When we -- Brian, Tom, Madison, who is a seasoned executive for us and gave them, in addition to many other things, commercial and [indiscernible] in his past life when he ran USIS, those two guys rejuvenated the people, rejuvenated NPI within commercial. Strategically had a much different outreach, SPFE and/or customers and leadership of those two guys and their teams have done a remarkable job of restating -- reinstating a growth mindset into a business.
Bill Warmington
And one more question on the FICO XD score. That’s one where you’re partnering with FICO and LEXIS-NEXIS and combining the utility data from NCTUE and the rental data from LEXIS-NEXIS.
If you could talk a little bit about the revenue potential there for you. It sounds like it’s potentially a premium-priced score.
Rick Smith
Yes, Bill, when you think of all the growth levers that your peers have referenced in past commentary, and if I were to list 10 of them, maybe 15 of them, maybe 20 of them, I don’t think that FICO score would make the list. There are so many other great things that we are doing that you and I should focus on and others should focus on.
And this is obviously important to us, that particular FICO score with LN data and our data is de minimus when you think of moving the needle for us.
Bill Warmington
Got it. All right.
Thank you very much.
Rick Smith
Sure.
Operator
Your final question today will come from George Mihalos from Cowen.
George Mihalos
Hey, thanks for squeezing me in, guys, and let me add my congrats on a very strong quarter. Rick, wanted to ask you, you spoke, obviously, positively about trended data, but ground zero for that is going to be the mortgage market.

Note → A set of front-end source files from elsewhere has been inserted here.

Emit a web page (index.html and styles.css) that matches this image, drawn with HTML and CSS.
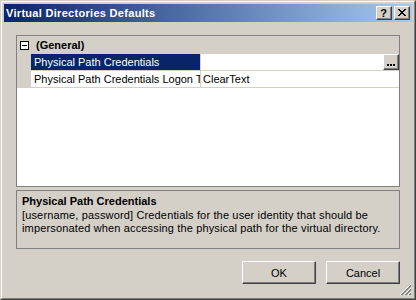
FILE: index.html
```html
<!DOCTYPE html>
<html>
<head>
<meta charset="utf-8">
<link rel="stylesheet" href="styles.css">
</head>
<body>
<div class="window">
  <div class="frame">
    <div class="titlebar">
      <span class="title">Virtual Directories Defaults</span>
      <div class="capbtns">
        <div class="capbtn help">?</div>
        <div class="capbtn close">
          <svg width="8" height="7" viewBox="0 0 8 7" shape-rendering="crispEdges"><path fill="#000" d="M0 0h2v1H0zM6 0h2v1H6zM1 1h2v1H1zM5 1h2v1H5zM2 2h4v1H2zM3 3h2v1H3zM2 4h4v1H2zM1 5h2v1H1zM5 5h2v1H5zM0 6h2v1H0zM6 6h2v1H6z"/></svg>
        </div>
      </div>
    </div>
    <div class="client">
      <div class="grid">
        <div class="cat">
          <span class="toggle"><svg width="9" height="9" viewBox="0 0 9 9" shape-rendering="crispEdges"><rect x="0.5" y="0.5" width="8" height="8" fill="#fff" stroke="#000"/><path d="M2 4h5v1H2z" fill="#000"/></svg></span>
          <span class="catname">(General)</span>
        </div>
        <div class="row selected">
          <div class="margin"></div>
          <div class="label"><span class="label-text">Physical Path Credentials</span></div>
          <div class="value with-btn">
            <span class="ellipsis"><svg width="9" height="2" viewBox="0 0 9 2" shape-rendering="crispEdges"><path fill="#000" d="M0 0h2v2H0zM3 0h2v2H3zM6 0h2v2H6z"/></svg></span>
          </div>
        </div>
        <div class="row">
          <div class="margin"></div>
          <div class="label"><span class="label-text">Physical Path Credentials Logon Type</span></div>
          <div class="value">ClearText</div>
        </div>
      </div>
      <div class="desc">
        <div class="desc-title">Physical Path Credentials</div>
        <div class="desc-text">[username, password] Credentials for the user identity that should be impersonated when accessing the physical path for the virtual directory.</div>
      </div>
      <div class="buttons">
        <div class="btn">OK</div>
        <div class="btn">Cancel</div>
      </div>
      <svg class="grip" width="12" height="12" viewBox="0 0 12 12" shape-rendering="crispEdges">
        <path stroke="#fff" fill="none" d="M11 0L0 11M11 4L4 11M11 8L8 11"/>
        <path stroke="#808080" fill="none" d="M11 1L1 11M11 2L2 11M11 5L5 11M11 6L6 11M11 9L9 11M11 10L10 11"/>
      </svg>
    </div>
  </div>
</div>
</body>
</html>
```

FILE: styles.css
```css
html, body {
  margin: 0;
  padding: 0;
}
body {
  font-family: "Liberation Sans", Arial, sans-serif;
  font-size: 11px;
  color: #000;
  background: #d4d0c8;
}
.window {
  width: 416px;
  height: 300px;
  box-sizing: border-box;
  border: 1px solid;
  border-color: #d4d0c8 #404040 #404040 #d4d0c8;
  background: #d4d0c8;
}
.frame {
  height: 100%;
  box-sizing: border-box;
  border: 1px solid;
  border-color: #fff #808080 #808080 #fff;
  padding: 2px;
  display: flex;
  flex-direction: column;
}
.titlebar {
  height: 18px;
  flex: none;
  background: linear-gradient(to right, #0a246a, #a6caf0);
  display: flex;
  align-items: center;
}
.title {
  flex: 1;
  color: #fff;
  font-weight: bold;
  padding-left: 2px;
  line-height: 18px;
  letter-spacing: 0.3px;
  white-space: nowrap;
}
.capbtns {
  display: flex;
  gap: 2px;
  margin-right: 2px;
}
.capbtn {
  width: 16px;
  height: 14px;
  box-sizing: border-box;
  background: #d4d0c8;
  border: 1px solid;
  border-color: #fff #404040 #404040 #fff;
  box-shadow: inset -1px -1px #808080;
  display: flex;
  align-items: center;
  justify-content: center;
}
.help {
  font-weight: bold;
  font-size: 11px;
  line-height: 12px;
  padding-right: 1px;
}
.close svg {
  display: block;
  margin-right: 1px;
  margin-bottom: 1px;
}
.client {
  flex: 1;
  position: relative;
  padding: 13px 12px 12px;
  display: flex;
  flex-direction: column;
}
.grid {
  height: 152px;
  flex: none;
  box-sizing: border-box;
  border: 1px solid #808080;
  background: #fff;
}
.cat {
  height: 18px;
  background: #d4d0c8;
  display: flex;
  align-items: center;
}
.toggle {
  margin-left: 3px;
  width: 9px;
  height: 9px;
}
.toggle svg {
  display: block;
}
.catname {
  font-weight: bold;
  margin-left: 7px;
}
.row {
  height: 17px;
  box-sizing: border-box;
  border-bottom: 1px solid #d4d0c8;
  display: flex;
}
.margin {
  width: 14px;
  background: #d4d0c8;
}
.label {
  width: 170px;
  box-sizing: border-box;
  padding-left: 3px;
  border-right: 1px solid #d4d0c8;
  white-space: nowrap;
  overflow: hidden;
  line-height: 16px;
}
.selected .label {
  background: #0a246a;
  color: #fff;
}
.value {
  flex: 1;
  padding-left: 2px;
  line-height: 16px;
  white-space: nowrap;
}
.value.with-btn {
  display: flex;
  justify-content: flex-end;
  padding-left: 0;
}
.ellipsis {
  width: 16px;
  height: 16px;
  box-sizing: border-box;
  background: #d4d0c8;
  border: 1px solid;
  border-color: #fff #404040 #404040 #fff;
  box-shadow: inset -1px -1px #808080;
  display: flex;
  align-items: flex-end;
  justify-content: center;
  padding-bottom: 3px;
}
.ellipsis svg {
  display: block;
}
.desc {
  margin-top: 3px;
  height: 59px;
  flex: none;
  box-sizing: border-box;
  border: 1px solid #808080;
  padding: 4px 5px 0;
  line-height: 13px;
}
.desc-title {
  font-weight: bold;
  margin-bottom: 1px;
}
.desc-text {
  letter-spacing: 0.15px;
}
.buttons {
  margin-top: 12px;
  display: flex;
  justify-content: flex-end;
  gap: 10px;
}
.btn {
  width: 74px;
  height: 23px;
  box-sizing: border-box;
  border: 1px solid;
  border-color: #fff #404040 #404040 #fff;
  box-shadow: inset -1px -1px #808080;
  display: flex;
  align-items: center;
  justify-content: center;
}
.grip {
  position: absolute;
  right: 0;
  bottom: 0;
  display: block;
}
```
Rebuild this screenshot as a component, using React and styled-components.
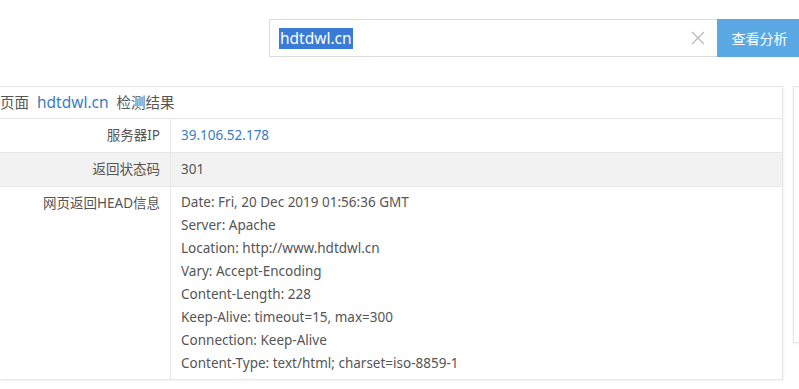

Looking beyond that, what are the verticals or the areas that you think could be potential early adopters or really make a big push for the product?
Rick Smith
Three come to mind, automotive, card, and marketing, are the three that we’re working on right now.
George Mihalos
Okay. That’s helpful.
And then, just a quick follow-up. The ACA analytics, as we look beyond 2016, given your comments on the strong pipeline, is it sort of safe to say that from an absolute dollar perspective you could have a similar increase in ’17 versus what you are adding on in ’16?
Rick Smith
I don’t know about that. But here is what you should know is -- and no one has said it, , it’s the pipeline is really strong; two is when the fines come out, that pipeline is going to strengthen.
Three is we are going to take it to different areas like 1095 -- 1094 and 1095 for IRS. And, four, we are going to take that product to different areas we haven’t even thought about before as we become a compliance center expert.
George Mihalos
Great. Thank you.
Rick Smith
Sure. Thanks, everyone, for your questions.
Operator, I think that’s it. Again, we thank everybody for their interest and the time today and with that, operator, we will terminate the call.
Operator
And that does conclude today’s teleconference. We thank you all for your participation.